SHORT EXERCISE =>
Please count the lines below that contain the word "index", and reply with that number alone.
· · · ·
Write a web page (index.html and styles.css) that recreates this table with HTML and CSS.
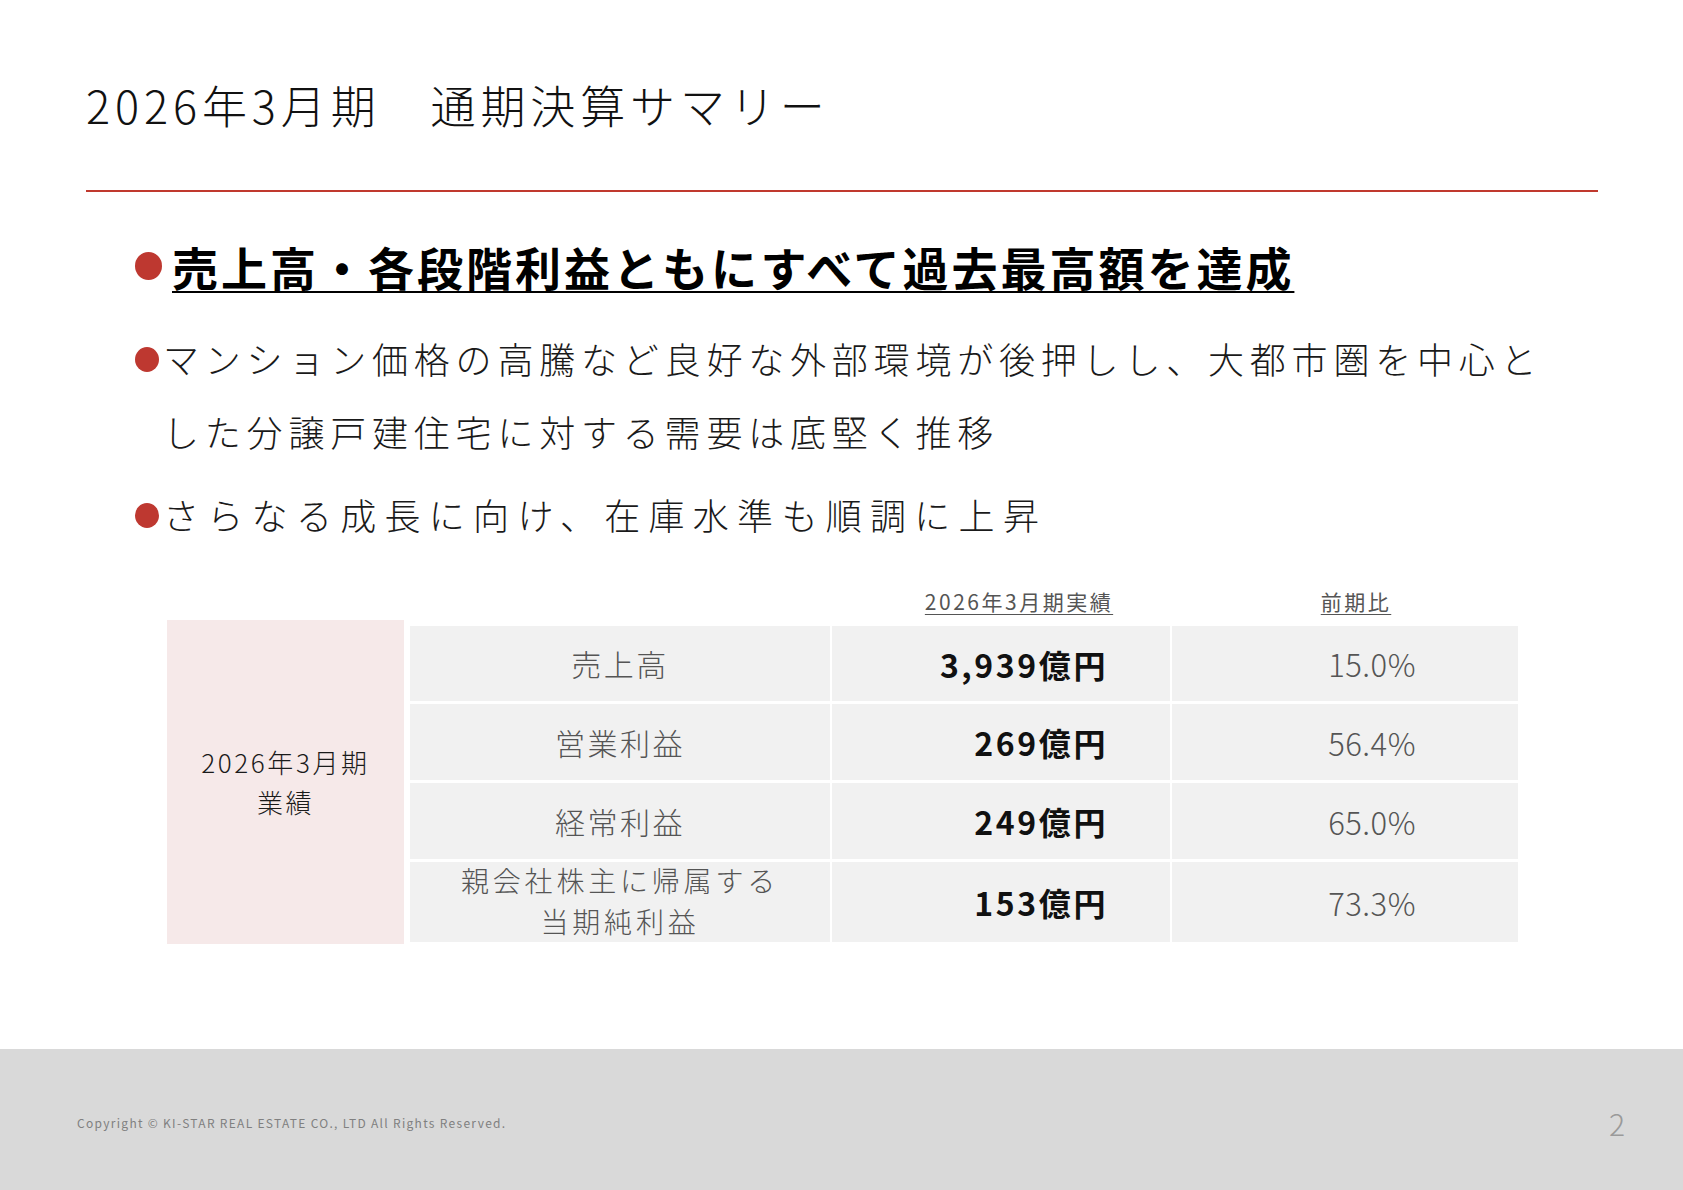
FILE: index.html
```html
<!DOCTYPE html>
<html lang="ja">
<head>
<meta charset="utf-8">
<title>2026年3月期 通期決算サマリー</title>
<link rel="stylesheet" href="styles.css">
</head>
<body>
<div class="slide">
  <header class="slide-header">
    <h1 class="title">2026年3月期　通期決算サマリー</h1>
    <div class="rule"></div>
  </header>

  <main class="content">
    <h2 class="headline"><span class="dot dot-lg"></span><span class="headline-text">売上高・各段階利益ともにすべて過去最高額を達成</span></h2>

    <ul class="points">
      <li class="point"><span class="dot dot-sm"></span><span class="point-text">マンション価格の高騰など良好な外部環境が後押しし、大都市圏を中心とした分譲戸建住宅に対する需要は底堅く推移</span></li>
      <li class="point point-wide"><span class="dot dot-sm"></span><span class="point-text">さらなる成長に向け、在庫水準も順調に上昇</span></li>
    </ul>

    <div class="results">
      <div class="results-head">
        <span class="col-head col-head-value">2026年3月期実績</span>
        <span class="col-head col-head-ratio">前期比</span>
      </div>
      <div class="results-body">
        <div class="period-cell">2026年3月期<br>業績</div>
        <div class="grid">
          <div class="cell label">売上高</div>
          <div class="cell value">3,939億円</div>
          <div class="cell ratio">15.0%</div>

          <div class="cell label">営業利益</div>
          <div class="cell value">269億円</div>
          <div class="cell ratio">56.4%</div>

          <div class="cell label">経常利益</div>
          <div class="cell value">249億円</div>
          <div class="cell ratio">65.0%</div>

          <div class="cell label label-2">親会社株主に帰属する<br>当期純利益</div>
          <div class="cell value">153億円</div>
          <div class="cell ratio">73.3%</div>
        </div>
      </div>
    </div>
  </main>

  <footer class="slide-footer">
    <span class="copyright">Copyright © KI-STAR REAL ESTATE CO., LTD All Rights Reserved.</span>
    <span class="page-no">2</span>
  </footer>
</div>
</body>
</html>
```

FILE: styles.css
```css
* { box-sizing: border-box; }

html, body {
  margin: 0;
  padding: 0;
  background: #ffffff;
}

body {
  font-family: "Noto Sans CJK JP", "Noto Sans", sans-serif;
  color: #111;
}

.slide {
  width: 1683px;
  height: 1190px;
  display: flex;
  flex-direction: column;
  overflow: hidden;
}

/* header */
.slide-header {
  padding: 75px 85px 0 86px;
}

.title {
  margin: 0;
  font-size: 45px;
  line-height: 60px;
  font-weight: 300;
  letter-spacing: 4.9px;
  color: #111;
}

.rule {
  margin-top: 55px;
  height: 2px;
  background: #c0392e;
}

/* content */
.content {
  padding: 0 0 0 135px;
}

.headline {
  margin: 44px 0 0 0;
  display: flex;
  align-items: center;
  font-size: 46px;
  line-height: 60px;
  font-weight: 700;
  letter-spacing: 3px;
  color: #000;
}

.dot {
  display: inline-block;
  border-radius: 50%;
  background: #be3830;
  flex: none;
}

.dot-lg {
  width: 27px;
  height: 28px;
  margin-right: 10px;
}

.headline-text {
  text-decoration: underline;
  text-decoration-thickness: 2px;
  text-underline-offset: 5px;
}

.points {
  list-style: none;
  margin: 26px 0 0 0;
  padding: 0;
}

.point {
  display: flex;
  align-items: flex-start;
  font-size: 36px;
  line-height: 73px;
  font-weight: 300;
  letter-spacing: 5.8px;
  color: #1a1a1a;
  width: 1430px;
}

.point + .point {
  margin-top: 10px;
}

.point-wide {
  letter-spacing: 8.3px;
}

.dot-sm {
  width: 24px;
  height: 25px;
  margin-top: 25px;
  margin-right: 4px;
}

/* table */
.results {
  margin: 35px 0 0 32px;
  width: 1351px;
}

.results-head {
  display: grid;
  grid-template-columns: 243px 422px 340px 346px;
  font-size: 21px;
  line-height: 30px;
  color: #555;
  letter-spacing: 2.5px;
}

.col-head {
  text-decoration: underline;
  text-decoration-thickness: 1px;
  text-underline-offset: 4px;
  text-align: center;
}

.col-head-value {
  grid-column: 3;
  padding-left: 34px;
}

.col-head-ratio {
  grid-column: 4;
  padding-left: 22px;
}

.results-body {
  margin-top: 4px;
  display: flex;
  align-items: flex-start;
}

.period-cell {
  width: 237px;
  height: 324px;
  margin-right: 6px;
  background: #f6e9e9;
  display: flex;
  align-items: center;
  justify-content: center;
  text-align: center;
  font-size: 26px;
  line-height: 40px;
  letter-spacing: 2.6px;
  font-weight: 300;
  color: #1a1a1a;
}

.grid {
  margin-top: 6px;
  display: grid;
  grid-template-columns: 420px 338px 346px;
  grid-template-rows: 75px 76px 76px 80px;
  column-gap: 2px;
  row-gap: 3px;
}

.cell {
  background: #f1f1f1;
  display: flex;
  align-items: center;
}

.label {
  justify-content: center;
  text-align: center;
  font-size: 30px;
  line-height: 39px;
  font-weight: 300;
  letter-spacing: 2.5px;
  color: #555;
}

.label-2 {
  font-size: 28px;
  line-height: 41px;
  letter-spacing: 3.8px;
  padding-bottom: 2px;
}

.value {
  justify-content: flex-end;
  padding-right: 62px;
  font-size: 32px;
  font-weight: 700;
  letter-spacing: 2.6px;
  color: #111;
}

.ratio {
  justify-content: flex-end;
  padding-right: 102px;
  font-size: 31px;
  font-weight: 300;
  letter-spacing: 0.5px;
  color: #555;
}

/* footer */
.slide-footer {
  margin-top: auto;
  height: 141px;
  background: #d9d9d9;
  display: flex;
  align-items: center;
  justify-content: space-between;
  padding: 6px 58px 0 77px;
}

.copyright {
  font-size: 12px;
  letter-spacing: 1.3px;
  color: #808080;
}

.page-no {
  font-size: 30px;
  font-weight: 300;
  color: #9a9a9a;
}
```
· · · ·
THE ANSWER =>
2